Noah ended his column with the following words:

“Let’s stop the hypocrisy. We must of course respect the presumption of innocence, but no one is fooled. The best attitude to adopt is to accept doping. And everyone will have the magic potion.”

The Spaniards were quick to react.

David Ferrer told DPA:

Your son [Joakim Noah of the Chicago Bulls] plays in the NBA, where there are no doping controls. This is not the best person to talk, I think it’s total ignorance. For a person who has played tennis and knows how the sport works to say that is outrageous with reason or thinking.

Former Wimbledon champion Manolo Santana said:

It seems out of place. Spain is now the leading power of sport and statements like that are not good for him and not for sport in general … When people want fame, the only way to have it’s messing with a person or an entity as large as Spain in sport. In basketball, soccer, tennis, Formula One, athletics—in all sports Spain is at the forefront.

The French minister for sports, David Douillet, distanced himself from Noah’s remarks.

Douillet said:

“I am living proof that one can win without doping."

Douillet is a double Olympic judo champion, winning gold at the 1996 and 2000 editions. He is also a four-time world champion.

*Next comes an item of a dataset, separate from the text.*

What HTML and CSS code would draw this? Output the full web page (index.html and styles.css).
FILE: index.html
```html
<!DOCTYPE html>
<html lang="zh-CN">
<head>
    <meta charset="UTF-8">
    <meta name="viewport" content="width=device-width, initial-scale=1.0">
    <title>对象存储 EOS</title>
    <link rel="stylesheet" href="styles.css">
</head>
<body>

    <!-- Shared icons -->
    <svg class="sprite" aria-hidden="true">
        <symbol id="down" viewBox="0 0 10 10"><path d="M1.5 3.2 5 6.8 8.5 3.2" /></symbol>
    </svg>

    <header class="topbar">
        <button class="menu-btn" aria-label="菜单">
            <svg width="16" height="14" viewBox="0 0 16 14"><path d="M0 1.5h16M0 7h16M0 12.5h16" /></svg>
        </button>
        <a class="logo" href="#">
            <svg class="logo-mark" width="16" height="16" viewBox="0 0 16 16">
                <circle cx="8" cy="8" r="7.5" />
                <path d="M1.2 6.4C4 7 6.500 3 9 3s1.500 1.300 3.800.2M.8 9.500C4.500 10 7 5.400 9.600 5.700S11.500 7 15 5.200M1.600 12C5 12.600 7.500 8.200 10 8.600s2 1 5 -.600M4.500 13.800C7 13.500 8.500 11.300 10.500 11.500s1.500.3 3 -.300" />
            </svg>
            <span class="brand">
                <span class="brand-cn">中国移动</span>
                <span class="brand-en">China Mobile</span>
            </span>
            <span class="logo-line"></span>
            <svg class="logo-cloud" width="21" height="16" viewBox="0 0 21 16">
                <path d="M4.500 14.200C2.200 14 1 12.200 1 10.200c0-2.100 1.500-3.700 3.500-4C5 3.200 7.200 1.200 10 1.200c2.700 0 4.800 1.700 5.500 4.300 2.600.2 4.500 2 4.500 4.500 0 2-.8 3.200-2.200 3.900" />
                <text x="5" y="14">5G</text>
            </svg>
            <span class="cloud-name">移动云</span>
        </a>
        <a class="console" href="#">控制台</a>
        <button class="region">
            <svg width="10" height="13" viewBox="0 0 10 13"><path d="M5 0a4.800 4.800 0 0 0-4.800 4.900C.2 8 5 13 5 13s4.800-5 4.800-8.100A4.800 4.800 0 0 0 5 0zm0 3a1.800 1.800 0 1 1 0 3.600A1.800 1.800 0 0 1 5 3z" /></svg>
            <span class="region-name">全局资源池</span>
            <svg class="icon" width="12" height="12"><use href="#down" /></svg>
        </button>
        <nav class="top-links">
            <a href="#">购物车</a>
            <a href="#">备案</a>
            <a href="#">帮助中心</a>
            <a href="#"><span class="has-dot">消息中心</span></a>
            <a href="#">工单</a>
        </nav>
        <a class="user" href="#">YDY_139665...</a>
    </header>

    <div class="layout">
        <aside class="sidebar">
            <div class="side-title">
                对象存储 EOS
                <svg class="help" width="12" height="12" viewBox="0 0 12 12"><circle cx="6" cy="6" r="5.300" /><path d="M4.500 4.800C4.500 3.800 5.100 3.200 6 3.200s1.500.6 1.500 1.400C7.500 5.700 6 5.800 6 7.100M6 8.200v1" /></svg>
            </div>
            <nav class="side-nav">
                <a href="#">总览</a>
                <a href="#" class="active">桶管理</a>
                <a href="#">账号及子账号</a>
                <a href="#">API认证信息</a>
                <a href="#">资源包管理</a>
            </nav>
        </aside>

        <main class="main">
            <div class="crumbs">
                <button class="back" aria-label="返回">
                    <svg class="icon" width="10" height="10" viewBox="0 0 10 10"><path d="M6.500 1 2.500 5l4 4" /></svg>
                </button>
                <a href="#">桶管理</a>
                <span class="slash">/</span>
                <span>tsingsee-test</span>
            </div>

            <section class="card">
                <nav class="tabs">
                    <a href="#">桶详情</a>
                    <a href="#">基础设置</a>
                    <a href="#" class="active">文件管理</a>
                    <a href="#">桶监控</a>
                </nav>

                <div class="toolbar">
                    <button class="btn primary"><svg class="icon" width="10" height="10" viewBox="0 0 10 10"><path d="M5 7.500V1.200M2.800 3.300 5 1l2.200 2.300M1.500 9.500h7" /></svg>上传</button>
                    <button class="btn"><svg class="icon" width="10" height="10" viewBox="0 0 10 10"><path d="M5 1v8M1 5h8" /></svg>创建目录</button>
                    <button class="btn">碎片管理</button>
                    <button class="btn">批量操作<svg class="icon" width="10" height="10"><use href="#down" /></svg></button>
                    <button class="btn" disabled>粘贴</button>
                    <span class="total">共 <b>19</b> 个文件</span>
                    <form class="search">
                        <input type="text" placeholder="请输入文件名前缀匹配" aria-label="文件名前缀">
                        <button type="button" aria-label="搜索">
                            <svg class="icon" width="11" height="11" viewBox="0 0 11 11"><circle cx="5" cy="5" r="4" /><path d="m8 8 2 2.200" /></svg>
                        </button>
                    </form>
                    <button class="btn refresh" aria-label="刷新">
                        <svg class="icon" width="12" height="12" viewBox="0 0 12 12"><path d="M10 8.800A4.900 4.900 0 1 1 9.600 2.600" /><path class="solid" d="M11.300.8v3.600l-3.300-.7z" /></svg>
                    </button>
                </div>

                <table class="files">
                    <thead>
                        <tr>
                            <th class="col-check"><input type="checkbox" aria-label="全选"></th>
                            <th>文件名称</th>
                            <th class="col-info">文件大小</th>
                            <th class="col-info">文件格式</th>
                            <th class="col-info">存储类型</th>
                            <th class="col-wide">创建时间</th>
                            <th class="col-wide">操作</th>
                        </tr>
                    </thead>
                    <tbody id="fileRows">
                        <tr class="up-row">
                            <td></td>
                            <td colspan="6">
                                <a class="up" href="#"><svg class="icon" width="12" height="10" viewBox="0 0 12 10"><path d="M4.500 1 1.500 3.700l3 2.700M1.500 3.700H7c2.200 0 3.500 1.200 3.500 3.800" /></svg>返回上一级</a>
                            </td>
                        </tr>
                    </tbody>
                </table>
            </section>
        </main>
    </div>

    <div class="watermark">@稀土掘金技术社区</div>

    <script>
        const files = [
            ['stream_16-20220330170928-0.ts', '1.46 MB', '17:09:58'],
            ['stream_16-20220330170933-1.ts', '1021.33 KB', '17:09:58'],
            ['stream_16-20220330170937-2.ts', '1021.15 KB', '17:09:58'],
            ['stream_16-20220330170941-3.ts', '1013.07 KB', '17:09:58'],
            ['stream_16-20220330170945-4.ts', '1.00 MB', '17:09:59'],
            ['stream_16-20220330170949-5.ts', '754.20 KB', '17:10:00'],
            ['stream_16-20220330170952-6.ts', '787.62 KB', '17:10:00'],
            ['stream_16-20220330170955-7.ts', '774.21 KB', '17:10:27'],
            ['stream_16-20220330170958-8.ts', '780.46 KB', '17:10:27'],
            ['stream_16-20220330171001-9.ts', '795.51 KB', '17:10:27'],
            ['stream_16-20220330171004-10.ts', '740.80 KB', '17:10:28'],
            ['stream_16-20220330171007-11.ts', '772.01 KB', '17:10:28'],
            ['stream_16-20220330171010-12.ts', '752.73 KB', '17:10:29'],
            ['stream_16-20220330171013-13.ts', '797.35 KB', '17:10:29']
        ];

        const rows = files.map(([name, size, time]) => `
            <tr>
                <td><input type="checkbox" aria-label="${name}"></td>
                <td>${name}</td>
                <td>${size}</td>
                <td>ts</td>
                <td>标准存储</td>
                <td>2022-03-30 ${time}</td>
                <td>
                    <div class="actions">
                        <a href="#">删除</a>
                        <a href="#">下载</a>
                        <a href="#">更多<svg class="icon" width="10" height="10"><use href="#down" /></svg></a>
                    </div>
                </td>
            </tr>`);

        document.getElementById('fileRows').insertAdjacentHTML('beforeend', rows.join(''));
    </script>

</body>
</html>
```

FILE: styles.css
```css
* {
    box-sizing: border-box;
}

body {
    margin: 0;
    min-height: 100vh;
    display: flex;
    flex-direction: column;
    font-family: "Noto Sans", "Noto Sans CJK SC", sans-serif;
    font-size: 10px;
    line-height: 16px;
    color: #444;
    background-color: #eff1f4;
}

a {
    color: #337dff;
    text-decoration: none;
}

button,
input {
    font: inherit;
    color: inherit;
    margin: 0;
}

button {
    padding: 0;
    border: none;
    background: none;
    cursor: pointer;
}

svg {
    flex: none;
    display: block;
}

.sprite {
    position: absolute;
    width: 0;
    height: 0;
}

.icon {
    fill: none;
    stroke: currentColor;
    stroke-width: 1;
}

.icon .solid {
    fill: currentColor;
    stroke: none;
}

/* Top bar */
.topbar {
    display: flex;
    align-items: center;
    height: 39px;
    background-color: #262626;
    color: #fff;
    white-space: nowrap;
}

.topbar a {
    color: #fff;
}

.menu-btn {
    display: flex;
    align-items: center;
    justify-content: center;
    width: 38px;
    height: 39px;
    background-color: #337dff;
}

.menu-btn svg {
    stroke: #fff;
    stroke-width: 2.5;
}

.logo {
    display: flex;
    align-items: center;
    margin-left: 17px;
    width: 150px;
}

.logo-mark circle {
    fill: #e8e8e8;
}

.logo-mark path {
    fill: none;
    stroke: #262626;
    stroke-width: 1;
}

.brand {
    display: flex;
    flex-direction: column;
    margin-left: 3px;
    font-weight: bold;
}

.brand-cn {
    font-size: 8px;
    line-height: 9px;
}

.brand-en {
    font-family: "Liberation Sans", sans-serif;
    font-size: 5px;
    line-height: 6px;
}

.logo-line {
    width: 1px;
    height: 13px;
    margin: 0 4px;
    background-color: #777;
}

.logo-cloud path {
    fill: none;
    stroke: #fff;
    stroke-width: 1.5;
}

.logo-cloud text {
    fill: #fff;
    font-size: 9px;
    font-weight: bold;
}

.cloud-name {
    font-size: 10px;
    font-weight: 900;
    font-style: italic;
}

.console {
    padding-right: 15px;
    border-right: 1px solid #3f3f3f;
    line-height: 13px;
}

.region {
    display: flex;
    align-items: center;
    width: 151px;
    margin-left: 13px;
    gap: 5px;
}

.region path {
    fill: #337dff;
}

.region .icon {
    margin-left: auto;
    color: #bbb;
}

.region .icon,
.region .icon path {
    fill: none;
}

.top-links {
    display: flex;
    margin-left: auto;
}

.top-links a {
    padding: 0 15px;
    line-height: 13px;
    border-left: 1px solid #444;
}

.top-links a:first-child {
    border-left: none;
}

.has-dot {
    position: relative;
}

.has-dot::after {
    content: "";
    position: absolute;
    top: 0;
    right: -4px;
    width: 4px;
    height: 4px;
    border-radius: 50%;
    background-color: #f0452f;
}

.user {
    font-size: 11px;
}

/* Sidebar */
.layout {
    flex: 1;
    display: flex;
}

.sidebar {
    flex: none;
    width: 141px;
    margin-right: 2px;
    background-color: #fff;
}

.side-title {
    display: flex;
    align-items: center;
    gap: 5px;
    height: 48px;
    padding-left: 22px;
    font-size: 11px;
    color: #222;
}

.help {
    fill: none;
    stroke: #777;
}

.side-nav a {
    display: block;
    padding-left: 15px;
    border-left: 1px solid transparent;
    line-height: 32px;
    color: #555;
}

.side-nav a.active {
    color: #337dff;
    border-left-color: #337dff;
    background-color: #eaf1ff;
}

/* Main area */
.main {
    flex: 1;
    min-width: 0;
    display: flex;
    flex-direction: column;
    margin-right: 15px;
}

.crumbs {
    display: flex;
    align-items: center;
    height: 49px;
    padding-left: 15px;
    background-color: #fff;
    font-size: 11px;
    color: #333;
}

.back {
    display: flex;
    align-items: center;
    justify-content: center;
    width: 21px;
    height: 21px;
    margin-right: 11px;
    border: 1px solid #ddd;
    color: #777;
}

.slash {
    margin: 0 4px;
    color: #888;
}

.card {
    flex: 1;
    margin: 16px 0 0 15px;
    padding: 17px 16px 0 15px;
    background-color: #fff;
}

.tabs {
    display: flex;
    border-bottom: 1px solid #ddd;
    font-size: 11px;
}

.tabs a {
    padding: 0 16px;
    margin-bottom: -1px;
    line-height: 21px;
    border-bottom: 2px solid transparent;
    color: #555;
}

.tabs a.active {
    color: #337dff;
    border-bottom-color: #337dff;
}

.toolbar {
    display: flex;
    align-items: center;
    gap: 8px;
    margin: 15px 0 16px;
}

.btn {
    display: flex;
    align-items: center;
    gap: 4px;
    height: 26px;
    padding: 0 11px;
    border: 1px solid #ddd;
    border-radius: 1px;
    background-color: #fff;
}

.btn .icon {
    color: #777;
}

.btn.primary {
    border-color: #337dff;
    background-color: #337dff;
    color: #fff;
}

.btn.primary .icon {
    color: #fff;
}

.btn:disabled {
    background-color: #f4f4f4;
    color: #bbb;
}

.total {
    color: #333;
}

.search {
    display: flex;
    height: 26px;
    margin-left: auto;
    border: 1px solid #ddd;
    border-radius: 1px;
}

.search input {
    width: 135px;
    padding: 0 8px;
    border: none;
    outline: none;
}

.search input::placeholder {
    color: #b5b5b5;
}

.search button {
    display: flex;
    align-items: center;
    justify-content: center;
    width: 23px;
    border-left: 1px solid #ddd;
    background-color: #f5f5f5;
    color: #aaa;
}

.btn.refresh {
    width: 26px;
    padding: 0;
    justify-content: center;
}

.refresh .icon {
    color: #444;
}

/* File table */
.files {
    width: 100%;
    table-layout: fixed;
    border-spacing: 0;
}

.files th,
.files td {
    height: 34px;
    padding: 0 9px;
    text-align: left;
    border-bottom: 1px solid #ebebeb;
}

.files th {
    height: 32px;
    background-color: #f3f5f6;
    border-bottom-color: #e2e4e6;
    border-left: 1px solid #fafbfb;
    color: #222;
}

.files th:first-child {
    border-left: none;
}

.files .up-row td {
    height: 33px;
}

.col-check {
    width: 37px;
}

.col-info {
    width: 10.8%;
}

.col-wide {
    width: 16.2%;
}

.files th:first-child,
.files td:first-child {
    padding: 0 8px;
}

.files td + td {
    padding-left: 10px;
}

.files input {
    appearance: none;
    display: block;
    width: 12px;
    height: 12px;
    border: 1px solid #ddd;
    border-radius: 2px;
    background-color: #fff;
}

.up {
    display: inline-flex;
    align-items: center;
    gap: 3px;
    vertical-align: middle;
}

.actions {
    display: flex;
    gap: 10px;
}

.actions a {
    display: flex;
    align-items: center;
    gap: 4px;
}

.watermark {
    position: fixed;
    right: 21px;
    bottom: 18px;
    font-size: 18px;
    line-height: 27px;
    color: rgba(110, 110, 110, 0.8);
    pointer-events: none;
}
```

French doubles specialist, Michael Llodra, apologised to Rafael and Toni Nadal for Noah’s remarks.

Llodra said:

"I’m sorry about what Noah said. We don’t understand.He’s stupid and maybe he was… (drunk).”

What Yannick Noah really meant:

“I can’t explain how the Spaniards keep trouncing my fellow countrymen. It must be hocus-pocus.”

What Yannick Noah definitely didn’t:

“Asterix was French and he couldn’t do without his magic potion.”